De periodismo y periodistas
Salpicón
Por: Gustavo Páez Escobar
Me gustó, por lo razonada y categórica, la respuesta que da Carlos Gustavo Cano, presidente de El Espectador, a la columna de D’Artagnan publicada en la edición de El Tiempo del 24 de noviembre. Cuando algo se pone de moda, todo el mundo habla de eso incluso sin conocerlo, y suele incurrir lo mismo en excesos que en omisiones. Pocos son los que guardan verdadera línea de equilibrio y por eso resulta a veces tan difícil distinguir la verdad entre las montañas de información y desinformación que se levantan en los propios periódicos.
Ahora la moda es hablar de El Espectador. Para muchos, el diario se halla al borde de la quiebra y además quisieran verlo desaparecer. Para otros, la disminución de su brío editorial es la que ha causado –más allá del desgaste de las cifras– la crisis económica. D’Artagnan, que parece ubicado en ambos terrenos (aunque no desea la muerte de El Espectador, del que se confiesa «lector voraz»), enjuicia la idoneidad de varios columnistas –muchos de ellos jartísimos, según su expresión, y otros, políticos frustrados–, falla que deteriora la calidad del producto.
Olvida el espadachín de El Tiempo que también en su diario, por floreciente que sea, hay columnistas jartísimos –algunos impotables– y además políticos frustrados que se apropian del espacio que deberían ocupar los verdaderos profesionales del periodismo. En esto de los gustos personales, cada lector es una opinión. D’Artagnan tiene la suya propia, muy respetable –y además muy vehemente– sin que por esto se pueda considerar dueño de la verdad revelada.
Él ya no reconoce en El Espectador al competidor tradicional, «simplemente porque el producto periodístico de los Cano comenzó a aflojar y a perder recursos humanos vitales, no cabalmente remplazados». Eso mismo fue lo que días atrás afirmó la revista Semana, de la que D’Artagnan es también lector. En seguida anota cuáles son los periodistas buenos y cuáles los malos.
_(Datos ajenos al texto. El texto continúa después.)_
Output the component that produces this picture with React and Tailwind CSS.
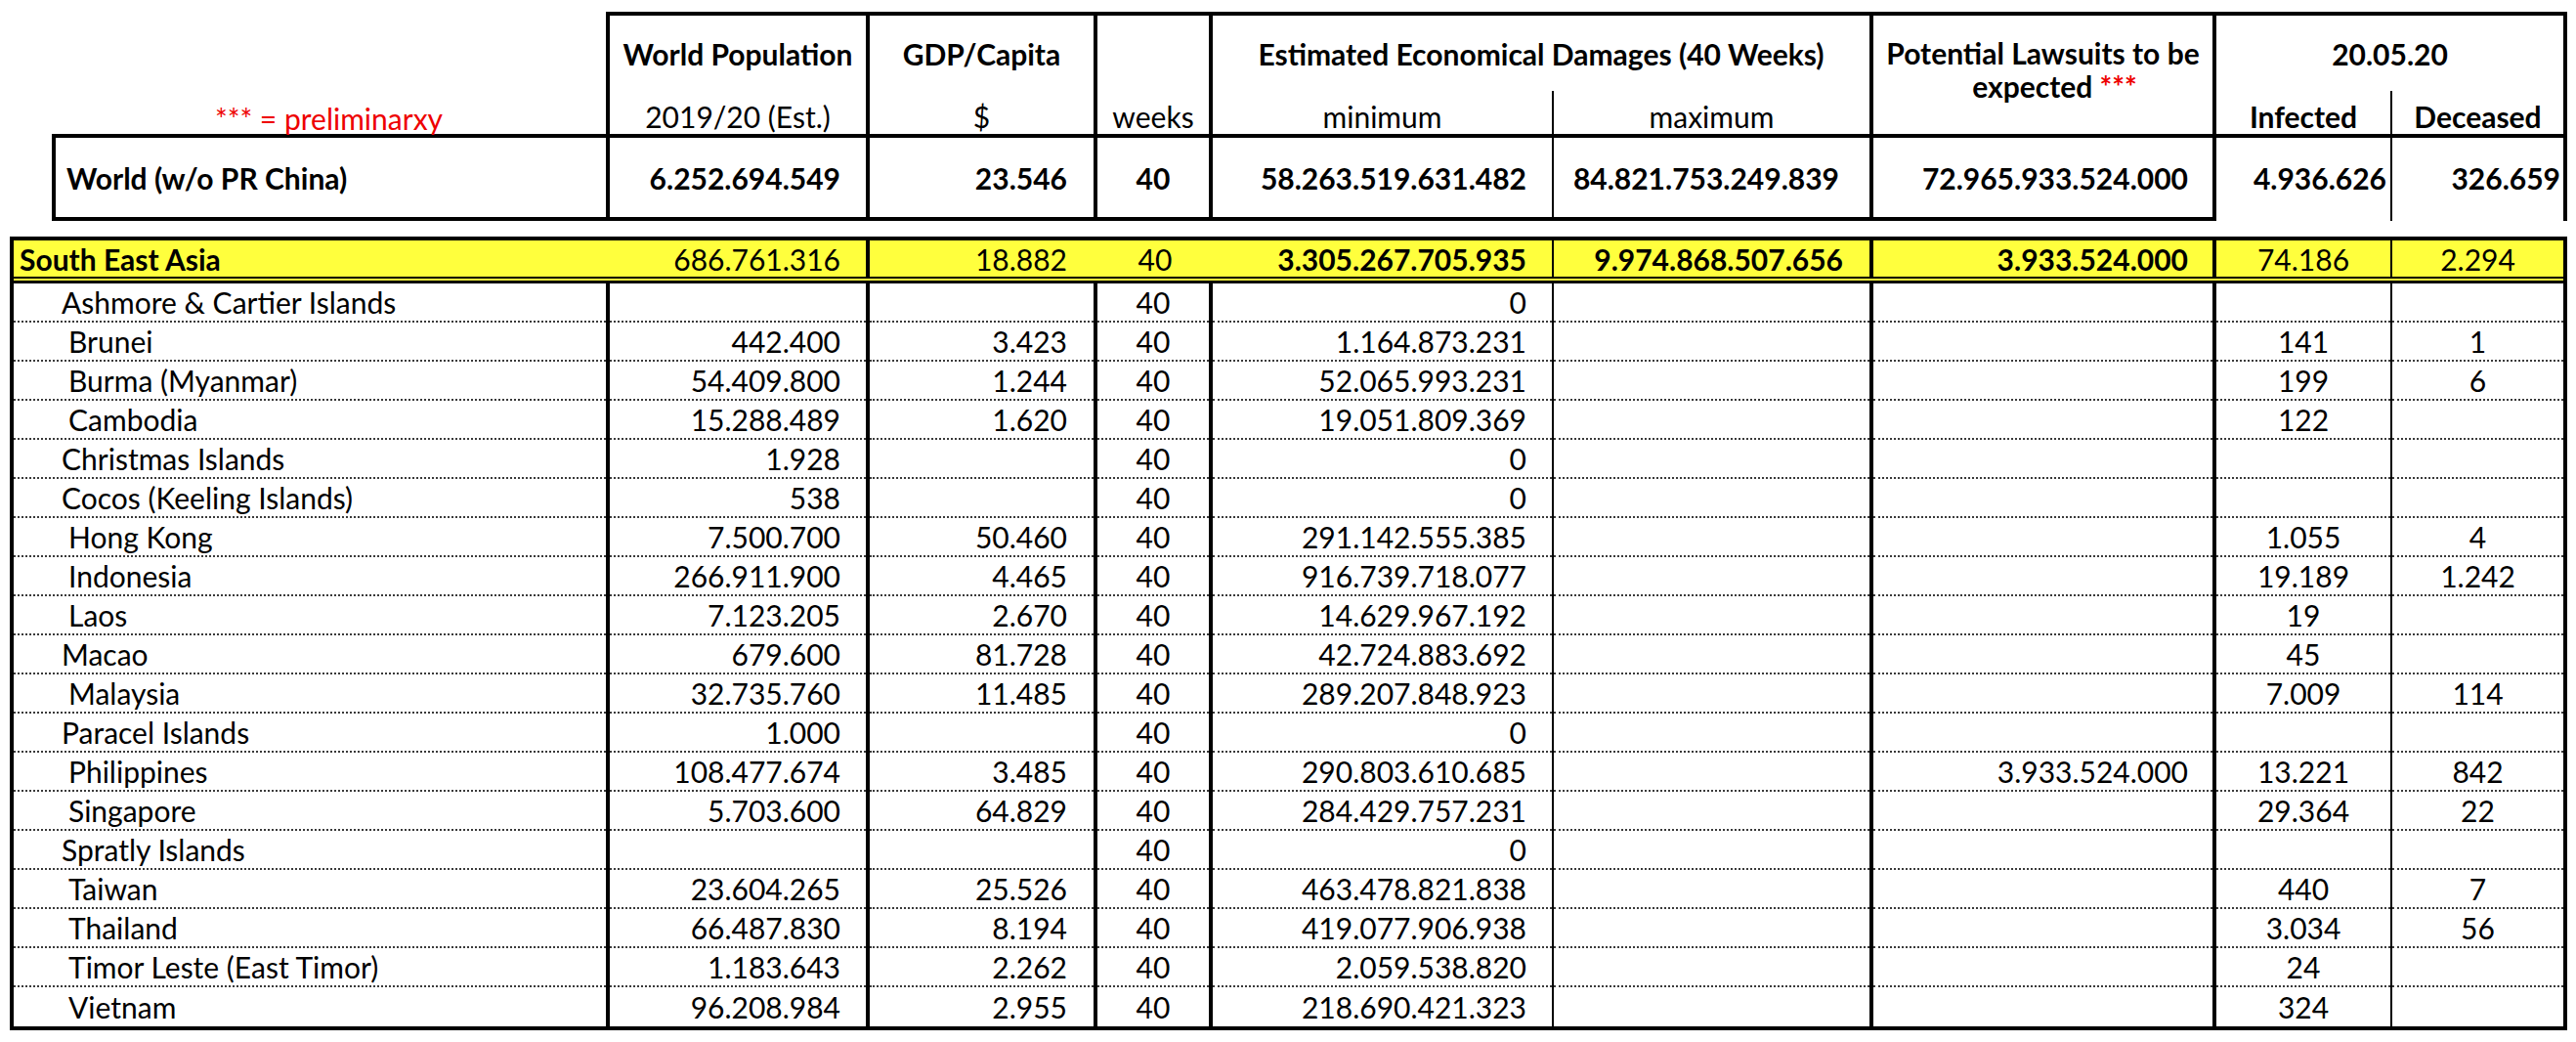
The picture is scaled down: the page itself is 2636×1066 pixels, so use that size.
import React from "react";

const rows = [
  ["Ashmore & Cartier Islands", false, "", "", "0", "", "", ""],
  ["Brunei", true, "442.400", "3.423", "1.164.873.231", "", "141", "1"],
  ["Burma (Myanmar)", true, "54.409.800", "1.244", "52.065.993.231", "", "199", "6"],
  ["Cambodia", true, "15.288.489", "1.620", "19.051.809.369", "", "122", ""],
  ["Christmas Islands", false, "1.928", "", "0", "", "", ""],
  ["Cocos (Keeling Islands)", false, "538", "", "0", "", "", ""],
  ["Hong Kong", true, "7.500.700", "50.460", "291.142.555.385", "", "1.055", "4"],
  ["Indonesia", true, "266.911.900", "4.465", "916.739.718.077", "", "19.189", "1.242"],
  ["Laos", true, "7.123.205", "2.670", "14.629.967.192", "", "19", ""],
  ["Macao", false, "679.600", "81.728", "42.724.883.692", "", "45", ""],
  ["Malaysia", true, "32.735.760", "11.485", "289.207.848.923", "", "7.009", "114"],
  ["Paracel Islands", false, "1.000", "", "0", "", "", ""],
  ["Philippines", true, "108.477.674", "3.485", "290.803.610.685", "3.933.524.000", "13.221", "842"],
  ["Singapore", true, "5.703.600", "64.829", "284.429.757.231", "", "29.364", "22"],
  ["Spratly Islands", false, "", "", "0", "", "", ""],
  ["Taiwan", true, "23.604.265", "25.526", "463.478.821.838", "", "440", "7"],
  ["Thailand", true, "66.487.830", "8.194", "419.077.906.938", "", "3.034", "56"],
  ["Timor Leste (East Timor)", true, "1.183.643", "2.262", "2.059.538.820", "", "24", ""],
  ["Vietnam", true, "96.208.984", "2.955", "218.690.421.323", "", "324", ""],
];

function DataRow({ r, last }) {
  const [name, indent, pop, gdp, min, law, inf, dec] = r;
  const dot = last ? "" : "border-b-2 border-dotted border-[#3a3a3a]";
  return (
    <div className="flex h-[40px]">
      <div className="w-[610px] h-full border-r-4 border-black">
        <div className={`h-full flex items-center whitespace-pre ${indent ? "pl-[56px]" : "pl-[49px]"} ${dot}`}>{name}</div>
      </div>
      <div className="w-[266px] h-full border-r-4 border-black">
        <div className={`h-full flex items-center justify-end pr-[26px] ${dot}`}>{pop}</div>
      </div>
      <div className="w-[233px] h-full border-r-4 border-black">
        <div className={`h-full flex items-center justify-end pr-[27px] ${dot}`}>{gdp}</div>
      </div>
      <div className="w-[118px] h-full border-r-4 border-black">
        <div className={`h-full flex items-center justify-center ${dot}`}>40</div>
      </div>
      <div className="w-[349px] h-full border-r-2 border-black">
        <div className={`h-full flex items-center justify-end pr-[26px] ${dot}`}>{min}</div>
      </div>
      <div className="w-[327px] h-full border-r-4 border-black">
        <div className={`h-full ${dot}`}></div>
      </div>
      <div className="w-[351px] h-full border-r-4 border-black">
        <div className={`h-full flex items-center justify-end pr-[25px] ${dot}`}>{law}</div>
      </div>
      <div className="w-[180px] h-full border-r-2 border-black">
        <div className={`h-full flex items-center justify-center ${dot}`}>{inf}</div>
      </div>
      <div className="w-[175px] h-full">
        <div className={`h-full flex items-center justify-center ${dot}`}>{dec}</div>
      </div>
    </div>
  );
}

export default function App() {
  return (
    <div className="w-[2636px] h-[1066px] bg-white text-black pt-[12px] font-['Lato','Liberation_Sans',sans-serif] text-[30px] leading-[34px] overflow-hidden">
      {/* header */}
      <div className="flex">
        <div className="w-[620px] h-[125px] pl-[53px] pt-[92px] text-center text-[#ee0000] whitespace-nowrap">
          *** = preliminarxy
        </div>
        <div className="w-[2007px] h-[125px] border-t-4 border-l-4 border-r-4 border-black flex">
          <div className="w-[266px] border-r-4 border-black flex flex-col">
            <div className="h-[77px] flex items-center justify-center font-bold whitespace-nowrap">World Population</div>
            <div className="h-[44px] pt-[9px] text-center whitespace-nowrap">2019/20 (Est.)</div>
          </div>
          <div className="w-[233px] border-r-4 border-black flex flex-col">
            <div className="h-[77px] flex items-center justify-center font-bold">GDP/Capita</div>
            <div className="h-[44px] pt-[9px] text-center">$</div>
          </div>
          <div className="w-[118px] border-r-4 border-black flex flex-col">
            <div className="h-[77px]"></div>
            <div className="h-[44px] pt-[9px] text-center">weeks</div>
          </div>
          <div className="w-[676px] border-r-4 border-black flex flex-col">
            <div className="h-[77px] flex items-center justify-center font-bold whitespace-nowrap">
              Estimated Economical Damages (40 Weeks)
            </div>
            <div className="h-[44px] flex">
              <div className="w-[349px] border-r-2 border-black pt-[9px] text-center">minimum</div>
              <div className="flex-1 pt-[9px] text-center">maximum</div>
            </div>
          </div>
          <div className="w-[351px] border-r-4 border-black pt-[21px] text-center font-bold whitespace-nowrap">
            Potential Lawsuits to be
            <br />
            <span className="pl-[24px]">
              expected <span className="text-[#ee0000]">***</span>
            </span>
          </div>
          <div className="w-[355px] flex flex-col">
            <div className="h-[77px] flex items-center justify-center font-bold">20.05.20</div>
            <div className="h-[44px] flex font-bold">
              <div className="w-[180px] border-r-2 border-black pt-[9px] text-center">Infected</div>
              <div className="flex-1 pt-[9px] text-center">Deceased</div>
            </div>
          </div>
        </div>
      </div>

      {/* world row */}
      <div className="ml-[53px] w-[2574px] h-[89px] border-t-4 border-l-4 border-r-4 border-black flex font-bold">
        <div className="w-[567px] border-r-4 border-b-4 border-black flex items-center pl-[11px] whitespace-nowrap">
          World (w/o PR China)
        </div>
        <div className="w-[266px] border-r-4 border-b-4 border-black flex items-center justify-end pr-[26px]">6.252.694.549</div>
        <div className="w-[233px] border-r-4 border-b-4 border-black flex items-center justify-end pr-[27px]">23.546</div>
        <div className="w-[118px] border-r-4 border-b-4 border-black flex items-center justify-center">40</div>
        <div className="w-[349px] border-r-2 border-b-4 border-black flex items-center justify-end pr-[26px]">58.263.519.631.482</div>
        <div className="w-[327px] border-r-4 border-b-4 border-black flex items-center justify-end pr-[31px]">84.821.753.249.839</div>
        <div className="w-[351px] border-r-4 border-b-4 border-black flex items-center justify-end pr-[25px]">72.965.933.524.000</div>
        <div className="w-[180px] border-r-2 border-black flex items-center justify-end pr-[4px] pb-[4px]">4.936.626</div>
        <div className="w-[175px] flex items-center justify-end pr-[3px] pb-[4px]">326.659</div>
      </div>

      {/* South East Asia table */}
      <div className="mt-[16px] ml-[10px] w-[2617px] border-4 border-black">
        <div className="flex h-[37px] bg-[#ffff3d]">
          <div className="w-[876px] border-r-4 border-black flex items-center justify-between pl-[6px] pr-[26px]">
            <span className="font-bold">South East Asia</span>
            <span>686.761.316</span>
          </div>
          <div className="w-[700px] border-r-2 border-black flex items-center">
            <div className="w-[233px] text-right pr-[31px]">18.882</div>
            <div className="w-[118px] text-center">40</div>
            <div className="w-[347px] text-right pr-[26px] font-bold">3.305.267.705.935</div>
          </div>
          <div className="w-[327px] border-r-4 border-black flex items-center justify-end pr-[27px] font-bold">9.974.868.507.656</div>
          <div className="w-[351px] border-r-4 border-black flex items-center justify-end pr-[25px] font-bold">3.933.524.000</div>
          <div className="w-[180px] border-r-2 border-black flex items-center justify-center">74.186</div>
          <div className="w-[175px] flex items-center justify-center">2.294</div>
        </div>
        <div className="h-[2px] bg-black"></div>
        <div className="h-[2px] bg-[#ffff3d]"></div>
        <div className="h-[3px] bg-black"></div>
        {rows.map((r, i) => (
          <DataRow key={i} r={r} last={i === rows.length - 1} />
        ))}
      </div>
    </div>
  );
}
Añora a importantes figuras que se fueron y enumera los defectos más visibles de los que no están en la lista de sus preferidos. Y se va más allá al manifestar que a periodistas de la talla de Antonio Panesso no les pagan ninguna cantidad por honorarios profesionales.
Sobre esto, el presidente de la entidad le aclara al amigo mal informado, con tono paternal: «Cuando afirmas equivocadamente que no les pagamos un peso a nuestros colaboradores, olvidas que las cuentas de cobro se pasan en facturas privadas y no en artículos de prensa». Por otra parte, el doctor Carlos Gustavo Cano destaca su compromiso de salvar, con el grupo de dirigentes expertos en banca, industria y docencia universitaria que hoy dirige la entidad, el futuro de El Espectador.
Este par de columnas reflejan dos posiciones contrarias: una, urticante, que despotrica contra nombres y sistemas y todo lo ve oscuro; la otra, constructiva, que examina los puntos débiles de la empresa y refrenda la intención de defender el patrimonio periodístico del país que encarna la centenaria institución de los Cano. Una casa hecha en mil batallas, que no puede dejarse hundir en las bataholas del momento, si lo que se busca salvar es la propia democracia del periodismo colombiano.